Is President Obama hopelessly naive or admirably optimistic? Obama says there is a new spirit of compromise in Washington that will manifest itself in the negotiations over federal spending for the current fiscal year. He expresses optimism that what an aide calls "this new environment" will make accommodation more likely.
Meanwhile, many in Washington are comparing the situation today to 1995 and 1996, when there was what amounted to a train wreck over the budget. President Bill Clinton and congressional Republicans, led by then House Speaker Newt Gingrich, couldn't agree on the priorities and the levels of federal spending, resulting in a government shutdown. In the end, that shutdown was blamed on the Republicans, not Clinton. They were branded as inflexible partisans who didn't know when to compromise and who placed ideology ahead of the public interest. A big reason was that the president's megaphone was a lot louder and more effective than the multiple voices coming from Congress. It still is. [Check out a roundup of political cartoons on the federal budget and deficit.]
Nearly everyone today says they want to avoid a similar collision, but another shutdown seems possible. If the White House and Congress fail to agree on a new budget for 2011 or can't enact a temporary solution, such as another stopgap spending measure, by March 18, the shutdown will start.
Current leaders in the Republican-controlled House, such as Speaker John Boehner, are demanding more reductions than the president and Democrats who control the Senate are willing to accept. In fact, the House voted 235 to 189 on February 19 to cut more than $60 billion, including many domestic programs that are strongly supported by the White House and majority Democrats in the Senate. After the vote, the divisions were deep and clear. "We will not stop here in our efforts to cut spending, not when we're broke and Washington's spending binge is making it harder to create jobs," Boehner said. But Treasury Secretary Tim Geithner condemned the House action, arguing that it would "undermine and damage our capacity to create jobs and expand the economy."
Geithner, echoing Obama, said he expected that eventually "the Democrats and Republicans are going to come together on a program not just to reduce spending, but to reduce our long-term deficits." But no one seems ready to compromise just yet. [Read more about the deficit and national debt.]
GOP strategists argue that the situation has changed from 15 years ago and that the new calculus gives them the upper hand. They argue that voters are much more worried about the deficit today and are more eager for fiscal responsibility than they were in the 1990s. They point out that, in slashing spending, the Republicans are following through on promises made to the voters and especially to conservative Tea Party activists in the 2010 midterm elections, when the GOP took control of the House and came close to capturing the Senate. And Republicans say the media climate also works to their benefit today, with Fox News, conservative talk radio, and the Internet all helping the GOP get its message out more effectively than ever. If there is a shutdown, the party's leaders won't have to communicate nearly as much through a "mainstream media" that conservatives consider hostile to their agenda.
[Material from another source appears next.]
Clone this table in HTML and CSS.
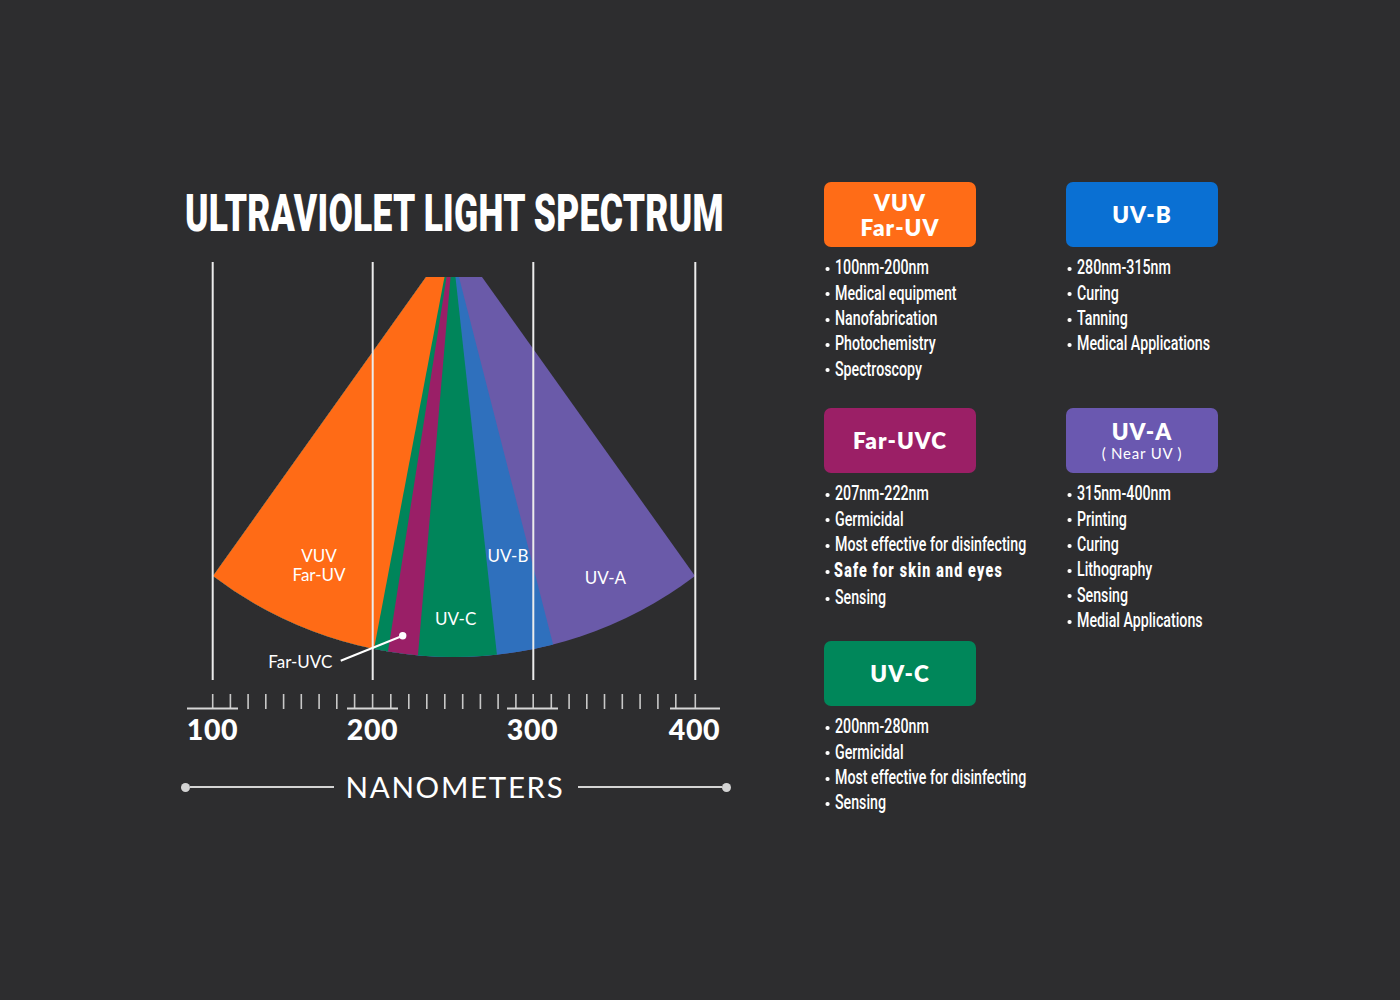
FILE: index.html
```html
<!DOCTYPE html>
<html lang="en">
<head>
<meta charset="utf-8">
<title>Ultraviolet Light Spectrum</title>
<link rel="stylesheet" href="styles.css">
</head>
<body>
<main class="page">
  <section class="chart">
    <h1 class="title">ULTRAVIOLET LIGHT SPECTRUM</h1>
    <svg class="diagram" viewBox="180 244 555 506" width="555" height="506">
      <defs>
        <clipPath id="fan">
          <path d="M426 277 L213 576 A399 399 0 0 0 695 576 L482 277 Z"/>
        </clipPath>
      </defs>
      <g clip-path="url(#fan)">
        <rect x="180" y="244" width="555" height="506" class="c-uva"/>
        <polygon class="c-uvb" points="180,260 454.6,260 567.3,700 180,700"/>
        <polygon class="c-uvc" points="180,260 453.6,260 501.9,700 180,700"/>
        <polygon class="c-far" points="180,260 452,260 414.1,700 180,700"/>
        <polygon class="c-uvc" points="180,260 449.2,260 380.4,700 180,700"/>
        <polygon class="c-vuv" points="180,260 447.7,260 364.3,700 180,700"/>
      </g>
      <path class="grid-line" d="M212.7 262 V680 M372.7 262 V680 M533.3 262 V680 M695.3 262 V680"/>
      <text class="seg-label" x="319" y="561.7" text-anchor="middle">VUV</text>
      <text class="seg-label" x="319" y="580.7" text-anchor="middle">Far-UV</text>
      <text class="seg-label" x="508" y="562.3" text-anchor="middle">UV-B</text>
      <text class="seg-label" x="605.3" y="584.3" text-anchor="middle">UV-A</text>
      <text class="seg-label" x="455.7" y="625" text-anchor="middle">UV-C</text>
      <text class="seg-label" x="268.3" y="668.3">Far-UVC</text>
      <path class="leader" d="M340.7 660.7 L402.7 635.7"/>
      <circle class="leader-dot" cx="402.7" cy="635.7" r="3.7"/>
      <path class="ticks" d="M212.7 694V709 M230.4 694V709 M248.1 694V709 M265.8 694V709 M283.6 694V709 M301.3 694V709 M319.1 694V709 M336.8 694V709 M354.6 694V709 M372.6 694V709 M390.8 694V709 M408.8 694V709 M426.8 694V709 M444.8 694V709 M462.7 694V709 M480.4 694V709 M498.1 694V709 M515.9 694V709 M533.2 694V709 M551.3 694V709 M569.1 694V709 M586.8 694V709 M604.5 694V709 M622.3 694V709 M640.1 694V709 M657.9 694V709 M675.8 694V709 M695.3 694V709"/>
      <path class="baseline" d="M187 708.5 H238 M347 708.5 H398 M507 708.5 H558 M670 708.5 H720"/>
      <text class="axis-num" x="212.5" y="739.5" text-anchor="middle">100</text>
      <text class="axis-num" x="372.5" y="739.5" text-anchor="middle">200</text>
      <text class="axis-num" x="532.5" y="739.5" text-anchor="middle">300</text>
      <text class="axis-num" x="694.5" y="739.5" text-anchor="middle">400</text>
    </svg>
    <div class="axis-title">
      <span class="dot"></span>
      <span class="rule"></span>
      <span class="nm">NANOMETERS</span>
      <span class="rule"></span>
      <span class="dot"></span>
    </div>
  </section>

  <section class="legend">
    <div class="group">
      <div class="card vuv"><span>VUV</span><span>Far-UV</span></div>
      <ul class="items">
        <li>100nm-200nm</li>
        <li>Medical equipment</li>
        <li>Nanofabrication</li>
        <li>Photochemistry</li>
        <li>Spectroscopy</li>
      </ul>
    </div>
    <div class="group">
      <div class="card uvb"><span>UV-B</span></div>
      <ul class="items">
        <li>280nm-315nm</li>
        <li>Curing</li>
        <li>Tanning</li>
        <li>Medical Applications</li>
      </ul>
    </div>
    <div class="group">
      <div class="card far"><span>Far-UVC</span></div>
      <ul class="items">
        <li>207nm-222nm</li>
        <li>Germicidal</li>
        <li>Most effective for disinfecting</li>
        <li class="strong">Safe for skin and eyes</li>
        <li class="after-strong">Sensing</li>
      </ul>
    </div>
    <div class="group">
      <div class="card uva"><span>UV-A</span><span class="sub">( Near UV )</span></div>
      <ul class="items">
        <li>315nm-400nm</li>
        <li>Printing</li>
        <li>Curing</li>
        <li>Lithography</li>
        <li>Sensing</li>
        <li>Medial Applications</li>
      </ul>
    </div>
    <div class="group">
      <div class="card uvc"><span>UV-C</span></div>
      <ul class="items">
        <li>200nm-280nm</li>
        <li>Germicidal</li>
        <li>Most effective for disinfecting</li>
        <li>Sensing</li>
      </ul>
    </div>
  </section>
</main>
</body>
</html>
```

FILE: styles.css
```css
html, body {
  margin: 0;
  padding: 0;
  background: #2d2d2f;
  color: #fff;
}

body {
  width: 1400px;
  height: 1000px;
  overflow: hidden;
  font-family: "Lato", "Liberation Sans", sans-serif;
}

.page {
  display: flex;
  align-items: flex-start;
  padding: 182px 0 0 180px;
  gap: 89px;
}

/* ---------- chart column ---------- */
.chart {
  width: 555px;
  display: flex;
  flex-direction: column;
}

.title {
  margin: 2px 0 0 5px;
  height: 60px;
  font-family: "Roboto", "Liberation Sans", sans-serif;
  font-weight: 900;
  font-size: 51px;
  line-height: 60px;
  letter-spacing: 0.4px;
  white-space: nowrap;
  transform: scaleX(0.694);
  transform-origin: 0 0;
  color: #fff;
}

.diagram {
  display: block;
}

.c-vuv { fill: #ff6b16; }
.c-far { fill: #9a1f67; }
.c-uvc { fill: #00855a; }
.c-uvb { fill: #2f70bd; }
.c-uva { fill: #6a5aa9; }

.grid-line {
  stroke: #ececec;
  stroke-width: 2;
  fill: none;
}

.ticks {
  stroke: #c8c8c8;
  stroke-width: 1.6;
  fill: none;
}

.baseline {
  stroke: #d6d6d6;
  stroke-width: 2;
  fill: none;
}

.seg-label {
  font-family: "Lato", "Liberation Sans", sans-serif;
  font-size: 17px;
  fill: #fff;
}

.leader {
  stroke: #fff;
  stroke-width: 2;
  fill: none;
}

.leader-dot { fill: #fff; }

.axis-num {
  font-family: "Lato", "Liberation Sans", sans-serif;
  font-weight: 900;
  font-size: 28.5px;
  letter-spacing: 0.6px;
  fill: #fff;
}

.axis-title {
  display: flex;
  align-items: center;
  width: 550px;
  margin: 17px 0 0 0.5px;
  height: 40px;
}

.axis-title .dot {
  width: 9px;
  height: 9px;
  border-radius: 50%;
  background: #d4d4d4;
  flex: none;
}

.axis-title .rule {
  flex: 1;
  height: 2px;
  background: #d4d4d4;
}

.axis-title .nm {
  margin: 0 13px 0 12px;
  font-family: "Lato", "Liberation Sans", sans-serif;
  font-size: 29.5px;
  font-weight: 400;
  letter-spacing: 1.7px;
  line-height: 40px;
  color: #fff;
}

/* ---------- legend column ---------- */
.legend {
  display: grid;
  grid-template-columns: 242px auto;
  grid-template-rows: 226px 233px auto;
}

.card {
  width: 152px;
  height: 65px;
  border-radius: 7px;
  display: flex;
  flex-direction: column;
  align-items: center;
  justify-content: center;
  font-family: "Lato", "Liberation Sans", sans-serif;
  font-weight: 800;
  font-size: 22.5px;
  line-height: 25px;
  letter-spacing: 1px;
  color: #fff;
}

.card .sub {
  font-weight: 400;
  font-size: 15px;
  line-height: 18px;
  letter-spacing: 0.8px;
}

.card.vuv { background: #ff6c17; }
.card.uvb { background: #0a70d3; }
.card.far { background: #9b1f66; }
.card.uva { background: #6a58b0; }
.card.uvc { background: #00875a; }

.items {
  list-style: none;
  margin: 8.4px 0 0 0;
  padding: 0;
  font-family: "Roboto", "Liberation Sans", sans-serif;
  font-weight: 500;
  font-size: 20px;
  line-height: 25.3px;
  white-space: nowrap;
  transform: scaleX(0.71);
  transform-origin: 0 0;
  color: #fff;
}

.items li::before {
  content: "";
  display: inline-block;
  width: 5.7px;
  height: 4px;
  border-radius: 50%;
  background: #fff;
  margin: 0 7.8px 0 2px;
  vertical-align: middle;
}

.items li.strong {
  font-weight: 900;
  letter-spacing: 1.7px;
  line-height: 27px;
}

.items li.strong::before {
  margin-right: 6.5px;
}

.items li.after-strong {
  line-height: 27px;
}
```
Obama hasn't been willing to step in and personally resolve the disputes so far but has insisted that the GOP cuts would go too deep. In Ohio last week, he repeated his support for a five-year spending freeze for many domestic programs and added: "I want to work with Democrats and Republicans to make even bigger dents in our deficits—find new savings, cut excessive spending wherever it exists. At the same time, we can't sacrifice investments in our future." [Follow the money in Congress.]
Obama thinks that the brinksmanship will fade at the last minute. He argues that memories of the recession from 2009 and 2010, coupled with a widespread perception that voters are fed up with partisan wrangling in Washington, will encourage legislators to be pragmatic. He also doesn't think Boehner is as hard-edged and partisan as Gingrich was, which could leave everyone room to maneuver. Obama's advisers say he is confident that, in the end, congressional leaders will realize that what Americans want are results, not more playtime for legislators in the political sandbox.